Thanks to its accessible terrain, the Dirty Weekend course is a great leveller, giving every class of mountain bike and mountain bike rider a shot at competing. We think a short-travel dualie is undoubtedly the ideal setup, but you’ll see a huge variety of other rigs rolling round the course, tailored to exaggerate the strengths of their riders. Every wheel diameter, frame material, tyre width, chainring option and even decade of mountain bike is represented across all of the categories.

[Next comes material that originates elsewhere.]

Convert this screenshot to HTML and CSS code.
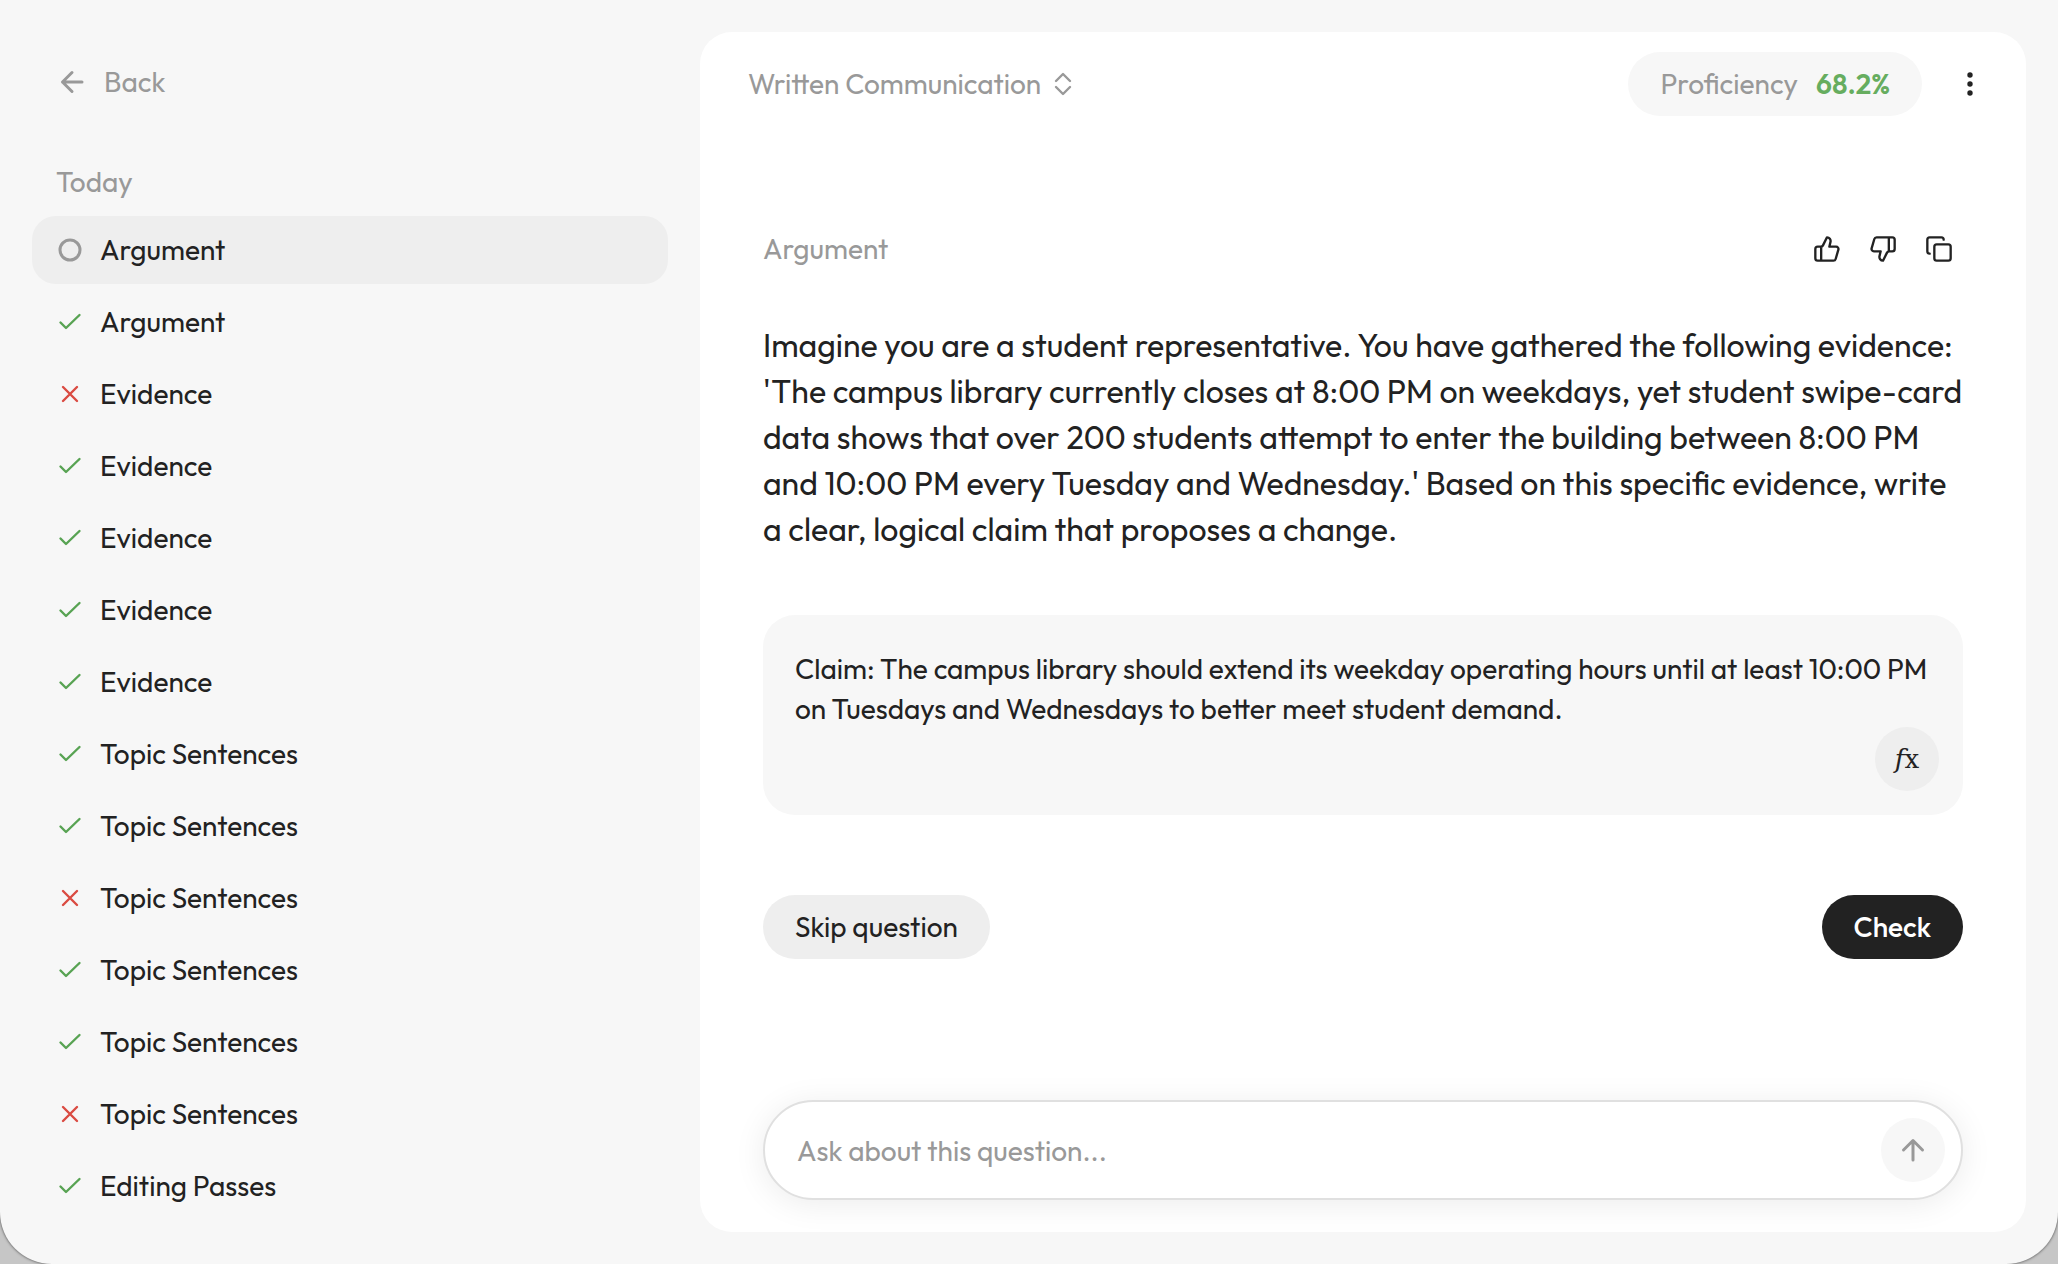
FILE: index.html
```html
<!DOCTYPE html>
<html lang="en">
<head>
<meta charset="utf-8">
<meta name="viewport" content="width=device-width, initial-scale=1">
<title>Written Communication</title>
<link rel="stylesheet" href="styles.css">
</head>
<body>
<svg class="sprite" aria-hidden="true">
  <symbol id="check" viewBox="0 0 28 28"><path d="M4.500 14.500 10 20 23.500 7"/></symbol>
  <symbol id="cross" viewBox="0 0 28 28"><path d="M7 7 21 21M21 7 7 21"/></symbol>
  <symbol id="ring" viewBox="0 0 28 28"><circle cx="14" cy="14" r="10"/></symbol>
</svg>
<div class="app">
  <aside class="sidebar">
    <a class="back" href="#">
      <svg class="icon" viewBox="0 0 28 28" aria-hidden="true"><path d="M24 14H4.500M14 4.500 4.500 14l9.500 9.500"/></svg>
      Back
    </a>
    <h2 class="group">Today</h2>
    <nav class="history" aria-label="Today">
      <a class="item current" href="#"><svg class="icon"><use href="#ring"/></svg>Argument</a>
      <a class="item right" href="#"><svg class="icon"><use href="#check"/></svg>Argument</a>
      <a class="item wrong" href="#"><svg class="icon"><use href="#cross"/></svg>Evidence</a>
      <a class="item right" href="#"><svg class="icon"><use href="#check"/></svg>Evidence</a>
      <a class="item right" href="#"><svg class="icon"><use href="#check"/></svg>Evidence</a>
      <a class="item right" href="#"><svg class="icon"><use href="#check"/></svg>Evidence</a>
      <a class="item right" href="#"><svg class="icon"><use href="#check"/></svg>Evidence</a>
      <a class="item right" href="#"><svg class="icon"><use href="#check"/></svg>Topic Sentences</a>
      <a class="item right" href="#"><svg class="icon"><use href="#check"/></svg>Topic Sentences</a>
      <a class="item wrong" href="#"><svg class="icon"><use href="#cross"/></svg>Topic Sentences</a>
      <a class="item right" href="#"><svg class="icon"><use href="#check"/></svg>Topic Sentences</a>
      <a class="item right" href="#"><svg class="icon"><use href="#check"/></svg>Topic Sentences</a>
      <a class="item wrong" href="#"><svg class="icon"><use href="#cross"/></svg>Topic Sentences</a>
      <a class="item right" href="#"><svg class="icon"><use href="#check"/></svg>Editing Passes</a>
    </nav>
  </aside>
  <main class="panel">
    <header class="topbar">
      <button class="subject" type="button">
        Written Communication
        <svg class="icon" viewBox="0 0 28 28" aria-hidden="true"><path d="M7 11l7-7 7 7M7 17l7 7 7-7"/></svg>
      </button>
      <div class="proficiency">Proficiency <strong>68.2%</strong></div>
      <button class="menu" type="button" aria-label="More options">
        <svg class="dots" viewBox="0 0 32 32" aria-hidden="true"><circle cx="16" cy="7" r="2.700"/><circle cx="16" cy="16" r="2.700"/><circle cx="16" cy="25" r="2.700"/></svg>
      </button>
    </header>
    <div class="content">
      <div class="question-head">
        <h1 class="topic">Argument</h1>
        <button class="tool" type="button" aria-label="Good question"><svg class="icon" viewBox="0 0 24 24" aria-hidden="true"><path d="M7 10v12M15 5.880 14 10h5.830a2 2 0 0 1 1.920 2.560l-2.330 8A2 2 0 0 1 17.500 22H4a2 2 0 0 1-2-2v-8a2 2 0 0 1 2-2h2.760a2 2 0 0 0 1.790-1.110L12 2a3.130 3.130 0 0 1 3 3.880Z"/></svg></button>
        <button class="tool" type="button" aria-label="Bad question"><svg class="icon" viewBox="0 0 24 24" aria-hidden="true"><path d="M17 14V2M9 18.120 10 14H4.170a2 2 0 0 1-1.920-2.560l2.330-8A2 2 0 0 1 6.500 2H20a2 2 0 0 1 2 2v8a2 2 0 0 1-2 2h-2.760a2 2 0 0 0-1.790 1.110L12 22a3.130 3.130 0 0 1-3-3.880Z"/></svg></button>
        <button class="tool" type="button" aria-label="Copy question"><svg class="icon" viewBox="0 0 24 24" aria-hidden="true"><rect x="8" y="8" width="14" height="14" rx="2"/><path d="M4 16a2 2 0 0 1-2-2V4a2 2 0 0 1 2-2h10a2 2 0 0 1 2 2"/></svg></button>
      </div>
      <p class="question">Imagine you are a student representative. You have gathered the following evidence: 'The campus library currently closes at 8:00 PM on weekdays, yet student swipe-card data shows that over 200 students attempt to enter the building between 8:00 PM and 10:00 PM every Tuesday and Wednesday.' Based on this specific evidence, write a clear, logical claim that proposes a change.</p>
      <div class="answer">
        <textarea class="answer-text" aria-label="Your answer">Claim: The campus library should extend its weekday operating hours until at least 10:00 PM on Tuesdays and Wednesdays to better meet student demand.</textarea>
        <button class="formula" type="button" aria-label="Insert formula"><i>f</i>x</button>
      </div>
      <div class="actions">
        <button class="pill skip" type="button">Skip question</button>
        <button class="pill submit" type="button">Check</button>
      </div>
      <form class="ask">
        <input class="ask-input" type="text" aria-label="Ask about this question" placeholder="Ask about this question...">
        <button class="send" type="button" aria-label="Send"><svg class="icon" viewBox="0 0 28 28" aria-hidden="true"><path d="M14 24V4.500M4.500 14 14 4.500l9.500 9.500"/></svg></button>
      </form>
    </div>
  </main>
</div>
</body>
</html>
```
FILE: styles.css
```css
* { box-sizing: border-box; }
body {
  margin: 0;
  background: #c6c6c6;
  color: #222;
  font: 28px/40px Outfit, Lato, sans-serif;
}
button, input, textarea {
  margin: 0;
  padding: 0;
  border: 0;
  background: none;
  color: inherit;
  font: inherit;
}
button { cursor: pointer; }
a { color: inherit; text-decoration: none; }
h1, h2, p { margin: 0; font-weight: 400; }
.sprite { display: none; }
.icon {
  flex: none;
  width: 28px;
  height: 28px;
  fill: none;
  stroke: currentColor;
  stroke-width: 3;
  stroke-linecap: round;
  stroke-linejoin: round;
}
.app {
  display: flex;
  min-height: 100vh;
  padding: 32px;
  gap: 32px;
  background: #f7f7f7;
  border-radius: 0 0 52px 52px;
  box-shadow: 0 0 3px rgba(0, 0, 0, .7);
}

/* Sidebar */
.sidebar { flex: 0 0 636px; }
.back {
  display: flex;
  align-items: center;
  gap: 18px;
  height: 100px;
  padding: 0 26px;
  color: #999;
}
.group {
  padding: 30px 24px 14px;
  color: #999;
  font-size: 28px;
}
.history { display: grid; gap: 4px; }
.item {
  display: flex;
  align-items: center;
  gap: 16px;
  height: 68px;
  padding: 0 24px;
  border-radius: 24px;
}
.item .icon { stroke-width: 2.4; }
.item.current { background: #eee; }
.current .icon { color: #999; stroke-width: 3; }
.right .icon { color: #58a353; }
.wrong .icon { color: #da4b42; }

/* Main panel */
.panel {
  display: flex;
  flex: 1;
  flex-direction: column;
  min-width: 0;
  background: #fff;
  border-radius: 32px;
}
.topbar {
  display: flex;
  align-items: center;
  padding: 20px 24px 20px 48px;
}
.subject {
  display: flex;
  align-items: center;
  gap: 8px;
  margin-right: auto;
  color: #999;
}
.subject .icon { stroke-width: 2.4; }
.proficiency {
  display: flex;
  align-items: center;
  gap: 18px;
  height: 64px;
  padding: 0 32px;
  border-radius: 32px;
  background: #f7f7f7;
  color: #999;
}
.proficiency strong { color: #66ad5f; font-weight: 600; }
.menu {
  display: grid;
  place-items: center;
  width: 64px;
  height: 64px;
  margin-left: 16px;
}
.dots { width: 32px; height: 32px; fill: #222; }
.content {
  display: flex;
  flex: 1;
  flex-direction: column;
  width: 100%;
  max-width: 1264px;
  margin: 0 auto;
  padding: 80px 32px 32px;
}
.question-head {
  display: flex;
  align-items: center;
  gap: 8px;
  height: 66px;
}
.topic { margin-right: auto; color: #999; font-size: 28px; }
.tool {
  display: grid;
  place-items: center;
  width: 48px;
  height: 48px;
}
.tool .icon { stroke-width: 2; }
.question {
  padding: 40px 0 63px;
  font-size: 32px;
  line-height: 46px;
}
.answer {
  display: flex;
  position: relative;
  border-radius: 32px;
  background: #f7f7f7;
}
.answer-text {
  display: block;
  flex: 1;
  height: 200px;
  padding: 34px 32px;
  resize: none;
  outline: 0;
}
.formula {
  position: absolute;
  right: 24px;
  bottom: 24px;
  width: 64px;
  height: 64px;
  border-radius: 50%;
  background: #eee;
  font: 26px/64px "DejaVu Serif", serif;
}
.actions {
  display: flex;
  justify-content: space-between;
  padding: 80px 0;
}
.pill {
  height: 64px;
  padding: 0 32px;
  border-radius: 32px;
}
.skip { background: #eee; }
.submit { background: #222; color: #fff; font-weight: 500; }
.ask {
  display: flex;
  align-items: center;
  height: 100px;
  margin-top: auto;
  padding: 0 16px 0 32px;
  border: 2px solid #e0e0e0;
  border-radius: 50px;
  background: #fff;
  box-shadow: 0 4px 32px rgba(0, 0, 0, .08);
}
.ask-input { flex: 1; min-width: 0; height: 64px; outline: 0; }
.ask-input::placeholder { color: #999; opacity: 1; }
.send {
  display: grid;
  place-items: center;
  width: 64px;
  height: 64px;
  border-radius: 50%;
  background: #f7f7f7;
  color: #999;
}
```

One equipment choice that shouldn't be overlooked, though, is a good set of lights. You need a solid can full of lumens on the bars, and another on the helmet, to navigate the darkest corners of the track if you’re planning to tackle the course after sundown. Navigating the often tight turns requires plenty of illumination to allow you to confidently make it through unscathed.


Registrations for Dirty Weekend are now open and will close at 5pm on Wednesday, 24th April. Pricing, event guides and all information to help you start your planning is available on the BikeSA Dirty Weekend website. And don't forget, if you want to set up camp early on the Thursday, don't forget to register with BikeSA ahead of the event.

So time to start testing legs, checking equipment and rustling up some friends for what will be an incredible weekend. As for us, we’re off to make some enquiries about that forest nightclub. Fern mojito anyone?